Boris Mann’s Personal Blog

Oct 2020

The Sifter in Atlas Obscura

The Sifter thesifter.org

a multilingual database, currently 130,000-items strong, of the ingredients, techniques, authors, and section titles included in more than 5,000 European and U.S. cookbooks.

A Database of 5,000 Historical Cookbooks Is Now Online, and You Can Help Improve It, Atlas Obscura

The data on this site is super interesting. Whatever is running the site is not great. It’s some sort of out of the box Microsoft thing including default loading animations.

But! It aims to be a sort of Wikipedia. I’ve signed up to be a contributor and I hope that this can be built on and be licensed for re-use.

I did a search for “Vancouver” and found only one entry, so my used cookbook collection may be able to add a handful more. It does say it only wants pre-1940 cookbooks, but it’s unclear why.

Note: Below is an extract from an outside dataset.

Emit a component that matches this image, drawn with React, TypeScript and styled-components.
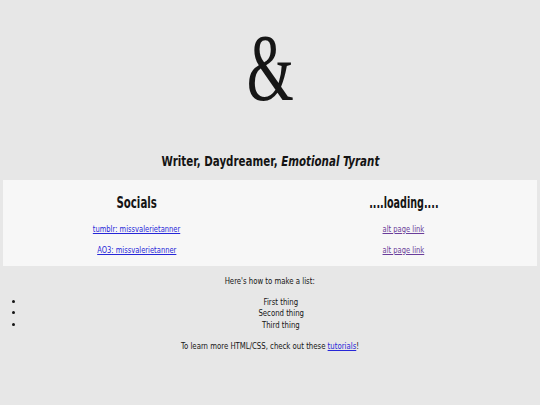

It provides a bird’s-eye view of long-term trends in European and American cuisines, from shifting trade routes and dining habits to culinary fads. Search “cupcakes,” for example, and you’ll find the term may have first popped up in Mrs. Putnam’s Receipt Book And Young Housekeeper’s Assistant, a guide for ladies running middle-class households in the 1850s.

Yes! Super interesting to me. Looking forward to see how this evolves.